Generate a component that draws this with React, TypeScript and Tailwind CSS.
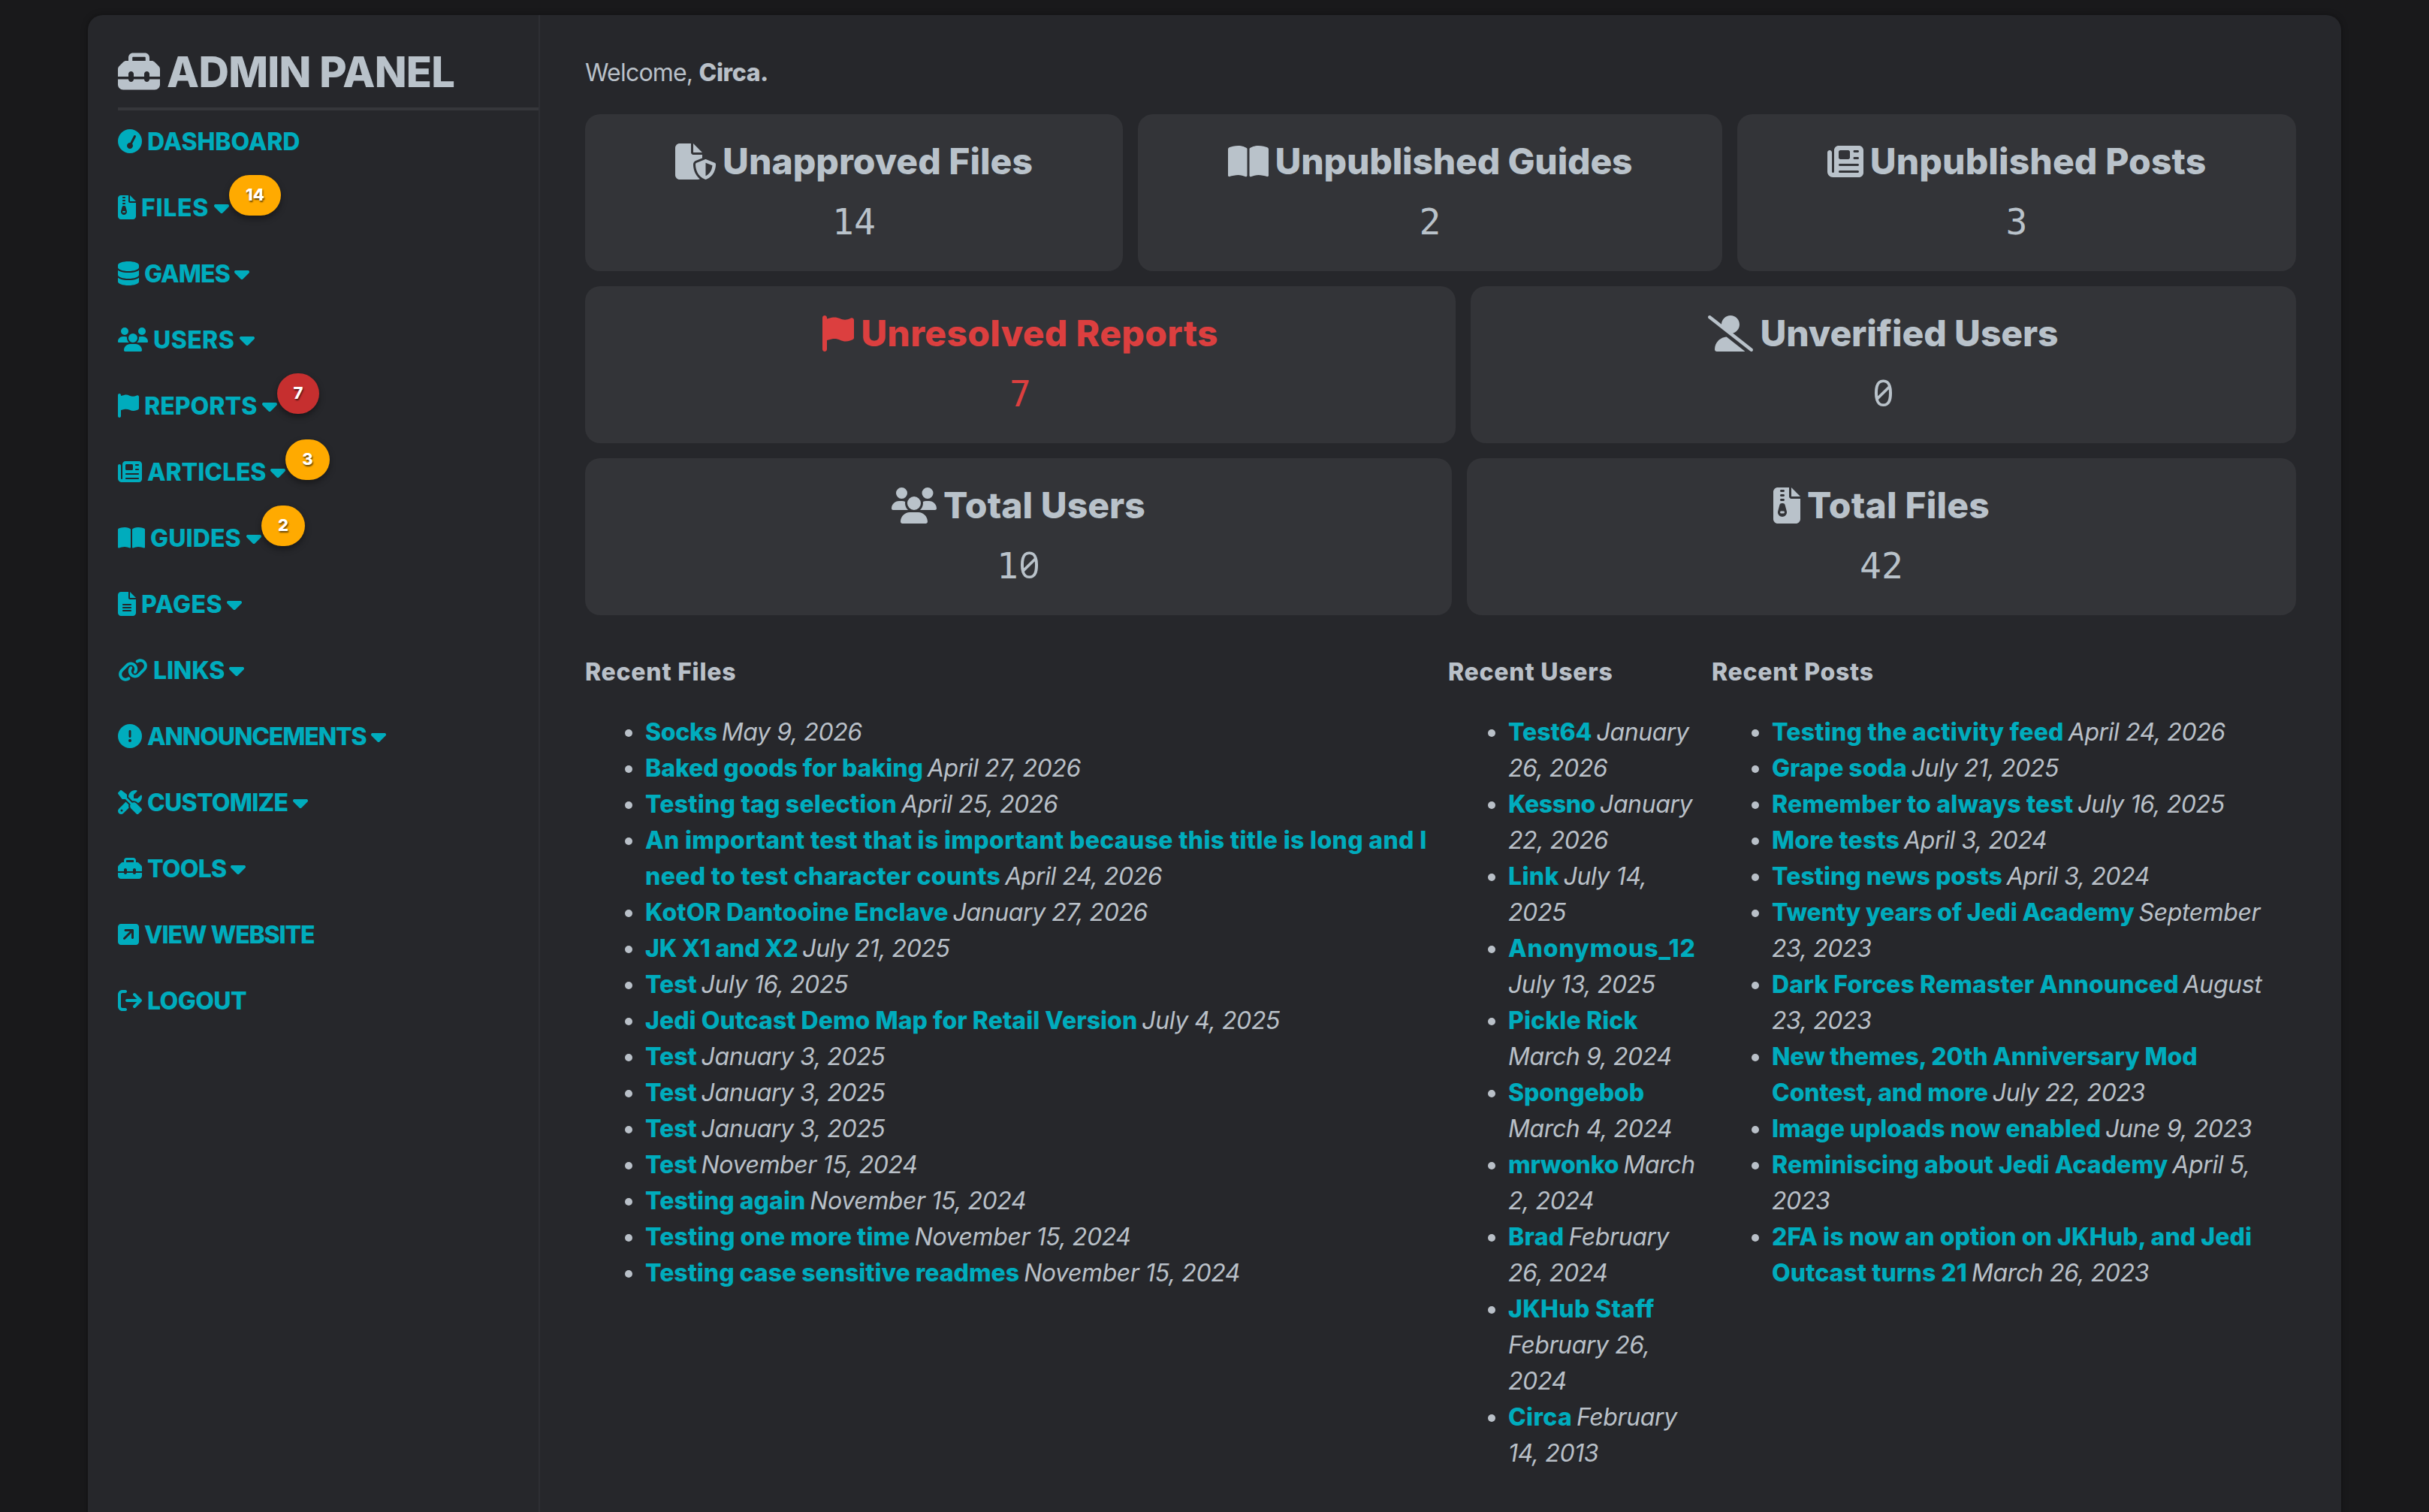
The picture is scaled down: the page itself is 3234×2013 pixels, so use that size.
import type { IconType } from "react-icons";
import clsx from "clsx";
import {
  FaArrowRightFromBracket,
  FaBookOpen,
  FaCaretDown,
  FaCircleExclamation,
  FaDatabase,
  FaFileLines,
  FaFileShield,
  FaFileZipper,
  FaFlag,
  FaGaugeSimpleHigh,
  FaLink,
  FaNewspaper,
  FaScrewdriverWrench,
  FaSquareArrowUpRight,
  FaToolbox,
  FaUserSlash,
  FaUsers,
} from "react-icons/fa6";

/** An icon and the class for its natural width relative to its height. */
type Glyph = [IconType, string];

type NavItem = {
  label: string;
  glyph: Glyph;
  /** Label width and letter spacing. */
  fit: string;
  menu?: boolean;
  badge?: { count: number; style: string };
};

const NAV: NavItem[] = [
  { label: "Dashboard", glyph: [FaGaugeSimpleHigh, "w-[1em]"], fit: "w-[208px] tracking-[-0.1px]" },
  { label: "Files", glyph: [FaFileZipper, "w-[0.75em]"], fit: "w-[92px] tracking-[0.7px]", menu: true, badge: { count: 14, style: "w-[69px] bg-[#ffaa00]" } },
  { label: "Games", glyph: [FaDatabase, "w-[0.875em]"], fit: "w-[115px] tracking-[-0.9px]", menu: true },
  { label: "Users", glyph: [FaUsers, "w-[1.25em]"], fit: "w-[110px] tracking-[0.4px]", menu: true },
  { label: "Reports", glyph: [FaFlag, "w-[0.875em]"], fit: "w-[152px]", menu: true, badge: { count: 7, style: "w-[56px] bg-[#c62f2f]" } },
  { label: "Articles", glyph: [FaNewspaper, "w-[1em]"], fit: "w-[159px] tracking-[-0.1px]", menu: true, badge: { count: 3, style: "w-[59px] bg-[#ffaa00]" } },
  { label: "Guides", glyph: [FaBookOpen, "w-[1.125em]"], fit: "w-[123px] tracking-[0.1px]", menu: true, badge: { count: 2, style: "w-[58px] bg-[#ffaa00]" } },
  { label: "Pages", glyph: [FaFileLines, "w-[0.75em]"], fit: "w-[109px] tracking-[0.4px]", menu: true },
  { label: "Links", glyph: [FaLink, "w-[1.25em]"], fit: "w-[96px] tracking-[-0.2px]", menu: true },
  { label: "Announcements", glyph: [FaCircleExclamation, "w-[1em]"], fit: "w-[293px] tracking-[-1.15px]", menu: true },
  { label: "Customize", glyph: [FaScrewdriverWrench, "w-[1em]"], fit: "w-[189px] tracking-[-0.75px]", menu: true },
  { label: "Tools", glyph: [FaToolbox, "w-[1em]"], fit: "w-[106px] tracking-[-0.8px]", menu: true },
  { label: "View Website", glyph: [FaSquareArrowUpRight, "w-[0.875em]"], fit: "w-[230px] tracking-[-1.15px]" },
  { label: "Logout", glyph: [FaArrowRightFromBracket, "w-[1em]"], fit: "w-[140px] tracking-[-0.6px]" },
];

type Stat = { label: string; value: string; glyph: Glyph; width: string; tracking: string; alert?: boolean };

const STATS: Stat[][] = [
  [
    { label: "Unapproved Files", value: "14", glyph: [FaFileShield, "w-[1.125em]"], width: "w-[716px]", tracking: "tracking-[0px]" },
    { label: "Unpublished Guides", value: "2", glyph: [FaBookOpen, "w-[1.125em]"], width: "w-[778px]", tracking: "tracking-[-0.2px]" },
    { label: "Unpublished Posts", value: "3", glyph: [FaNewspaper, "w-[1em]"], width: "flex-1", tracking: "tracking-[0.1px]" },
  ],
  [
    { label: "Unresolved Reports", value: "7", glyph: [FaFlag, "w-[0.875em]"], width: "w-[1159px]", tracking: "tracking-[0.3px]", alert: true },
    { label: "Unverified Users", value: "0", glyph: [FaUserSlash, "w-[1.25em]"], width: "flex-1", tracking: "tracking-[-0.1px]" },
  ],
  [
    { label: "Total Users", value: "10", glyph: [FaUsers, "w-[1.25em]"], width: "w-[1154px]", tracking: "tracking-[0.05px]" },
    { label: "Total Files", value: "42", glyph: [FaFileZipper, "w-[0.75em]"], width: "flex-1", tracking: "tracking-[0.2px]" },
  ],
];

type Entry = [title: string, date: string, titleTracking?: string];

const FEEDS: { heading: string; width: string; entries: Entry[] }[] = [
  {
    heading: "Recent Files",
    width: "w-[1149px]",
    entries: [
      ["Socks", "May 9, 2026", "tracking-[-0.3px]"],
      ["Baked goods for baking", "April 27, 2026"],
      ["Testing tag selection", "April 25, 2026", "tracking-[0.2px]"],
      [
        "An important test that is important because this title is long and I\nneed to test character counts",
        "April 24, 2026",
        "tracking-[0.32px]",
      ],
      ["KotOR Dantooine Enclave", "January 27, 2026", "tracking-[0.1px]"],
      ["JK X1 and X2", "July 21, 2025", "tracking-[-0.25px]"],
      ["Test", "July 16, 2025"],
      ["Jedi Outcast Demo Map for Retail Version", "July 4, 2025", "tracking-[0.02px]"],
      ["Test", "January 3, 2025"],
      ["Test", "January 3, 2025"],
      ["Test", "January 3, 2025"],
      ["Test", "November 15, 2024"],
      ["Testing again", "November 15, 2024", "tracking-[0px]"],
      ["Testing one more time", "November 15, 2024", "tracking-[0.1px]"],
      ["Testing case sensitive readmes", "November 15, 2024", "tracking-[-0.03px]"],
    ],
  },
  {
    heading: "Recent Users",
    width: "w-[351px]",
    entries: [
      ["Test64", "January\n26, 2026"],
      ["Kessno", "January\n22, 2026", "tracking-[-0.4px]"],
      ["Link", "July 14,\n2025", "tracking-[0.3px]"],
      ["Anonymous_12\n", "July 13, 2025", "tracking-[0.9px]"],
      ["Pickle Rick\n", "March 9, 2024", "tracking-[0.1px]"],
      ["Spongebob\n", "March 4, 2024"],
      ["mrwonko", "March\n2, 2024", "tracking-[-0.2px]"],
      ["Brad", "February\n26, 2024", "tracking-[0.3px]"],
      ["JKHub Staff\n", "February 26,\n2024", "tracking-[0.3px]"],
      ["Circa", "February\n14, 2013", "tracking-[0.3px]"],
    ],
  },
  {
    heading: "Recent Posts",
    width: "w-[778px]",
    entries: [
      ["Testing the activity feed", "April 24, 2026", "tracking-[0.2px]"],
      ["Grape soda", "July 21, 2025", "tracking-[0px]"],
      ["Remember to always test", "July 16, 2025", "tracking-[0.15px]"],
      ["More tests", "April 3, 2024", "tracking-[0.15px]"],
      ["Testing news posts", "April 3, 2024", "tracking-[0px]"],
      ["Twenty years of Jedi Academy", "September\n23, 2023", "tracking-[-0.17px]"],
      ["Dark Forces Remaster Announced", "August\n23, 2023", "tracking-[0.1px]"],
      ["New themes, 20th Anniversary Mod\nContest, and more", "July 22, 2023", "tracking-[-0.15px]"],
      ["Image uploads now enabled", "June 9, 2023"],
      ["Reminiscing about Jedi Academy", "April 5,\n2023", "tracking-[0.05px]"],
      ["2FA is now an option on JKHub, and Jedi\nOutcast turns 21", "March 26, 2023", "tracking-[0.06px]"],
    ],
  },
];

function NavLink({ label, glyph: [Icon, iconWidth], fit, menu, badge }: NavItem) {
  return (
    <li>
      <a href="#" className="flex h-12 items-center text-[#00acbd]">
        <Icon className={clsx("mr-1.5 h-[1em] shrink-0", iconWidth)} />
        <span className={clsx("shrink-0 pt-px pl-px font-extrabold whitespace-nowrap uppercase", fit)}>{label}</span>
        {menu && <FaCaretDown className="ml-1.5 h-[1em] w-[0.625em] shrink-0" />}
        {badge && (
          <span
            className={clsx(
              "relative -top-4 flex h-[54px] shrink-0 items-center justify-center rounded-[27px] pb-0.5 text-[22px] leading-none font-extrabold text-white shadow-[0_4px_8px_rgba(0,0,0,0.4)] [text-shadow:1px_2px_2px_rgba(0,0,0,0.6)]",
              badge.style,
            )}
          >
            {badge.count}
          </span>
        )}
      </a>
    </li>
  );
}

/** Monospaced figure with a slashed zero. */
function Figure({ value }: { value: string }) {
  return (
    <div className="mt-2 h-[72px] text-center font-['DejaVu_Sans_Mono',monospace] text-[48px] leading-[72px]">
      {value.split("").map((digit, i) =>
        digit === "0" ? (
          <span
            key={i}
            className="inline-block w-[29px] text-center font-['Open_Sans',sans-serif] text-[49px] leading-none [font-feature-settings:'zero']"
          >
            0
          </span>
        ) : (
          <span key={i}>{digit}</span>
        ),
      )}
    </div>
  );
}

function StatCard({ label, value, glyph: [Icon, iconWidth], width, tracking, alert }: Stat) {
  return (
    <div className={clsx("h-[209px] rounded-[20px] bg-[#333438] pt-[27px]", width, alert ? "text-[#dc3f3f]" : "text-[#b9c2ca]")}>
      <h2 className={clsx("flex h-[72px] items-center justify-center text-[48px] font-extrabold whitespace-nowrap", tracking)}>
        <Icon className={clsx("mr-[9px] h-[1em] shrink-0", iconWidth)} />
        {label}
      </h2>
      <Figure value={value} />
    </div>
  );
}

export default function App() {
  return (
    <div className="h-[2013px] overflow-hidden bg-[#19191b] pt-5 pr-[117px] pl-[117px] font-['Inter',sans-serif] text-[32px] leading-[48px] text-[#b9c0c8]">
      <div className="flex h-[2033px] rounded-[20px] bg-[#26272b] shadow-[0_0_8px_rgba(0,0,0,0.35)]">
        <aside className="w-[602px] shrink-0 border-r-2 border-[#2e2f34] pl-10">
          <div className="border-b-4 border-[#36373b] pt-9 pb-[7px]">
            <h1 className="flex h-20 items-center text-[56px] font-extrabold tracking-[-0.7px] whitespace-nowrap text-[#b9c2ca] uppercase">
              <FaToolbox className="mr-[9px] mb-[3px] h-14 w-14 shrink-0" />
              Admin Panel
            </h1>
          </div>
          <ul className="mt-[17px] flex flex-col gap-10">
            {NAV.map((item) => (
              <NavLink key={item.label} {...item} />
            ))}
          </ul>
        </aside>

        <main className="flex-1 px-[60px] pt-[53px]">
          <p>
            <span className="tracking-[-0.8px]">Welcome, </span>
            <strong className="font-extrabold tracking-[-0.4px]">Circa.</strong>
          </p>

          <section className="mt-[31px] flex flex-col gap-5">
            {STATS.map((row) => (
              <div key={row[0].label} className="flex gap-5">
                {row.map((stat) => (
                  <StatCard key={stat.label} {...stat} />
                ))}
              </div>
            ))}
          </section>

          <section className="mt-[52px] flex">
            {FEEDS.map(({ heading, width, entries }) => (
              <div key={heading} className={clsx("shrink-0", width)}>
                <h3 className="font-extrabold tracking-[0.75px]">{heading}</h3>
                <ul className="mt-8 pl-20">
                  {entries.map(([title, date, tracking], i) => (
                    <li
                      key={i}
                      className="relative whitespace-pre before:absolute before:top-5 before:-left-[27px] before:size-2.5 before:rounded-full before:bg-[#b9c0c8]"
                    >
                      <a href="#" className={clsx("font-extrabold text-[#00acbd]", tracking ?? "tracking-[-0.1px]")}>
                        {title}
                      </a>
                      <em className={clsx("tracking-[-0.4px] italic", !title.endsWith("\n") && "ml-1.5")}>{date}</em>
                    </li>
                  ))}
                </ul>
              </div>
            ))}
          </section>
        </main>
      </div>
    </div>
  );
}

EXERCISE AIM – Repeat only the lines from the beginning of the material through the line containing "type Glyph = [IconType, string];", both ends kept, leaving pictures out.

SOLVED PROBLEM –
Generate a component that draws this with React, TypeScript and Tailwind CSS.
The picture is scaled down: the page itself is 3234×2013 pixels, so use that size.
import type { IconType } from "react-icons";
import clsx from "clsx";
import {
  FaArrowRightFromBracket,
  FaBookOpen,
  FaCaretDown,
  FaCircleExclamation,
  FaDatabase,
  FaFileLines,
  FaFileShield,
  FaFileZipper,
  FaFlag,
  FaGaugeSimpleHigh,
  FaLink,
  FaNewspaper,
  FaScrewdriverWrench,
  FaSquareArrowUpRight,
  FaToolbox,
  FaUserSlash,
  FaUsers,
} from "react-icons/fa6";

/** An icon and the class for its natural width relative to its height. */
type Glyph = [IconType, string];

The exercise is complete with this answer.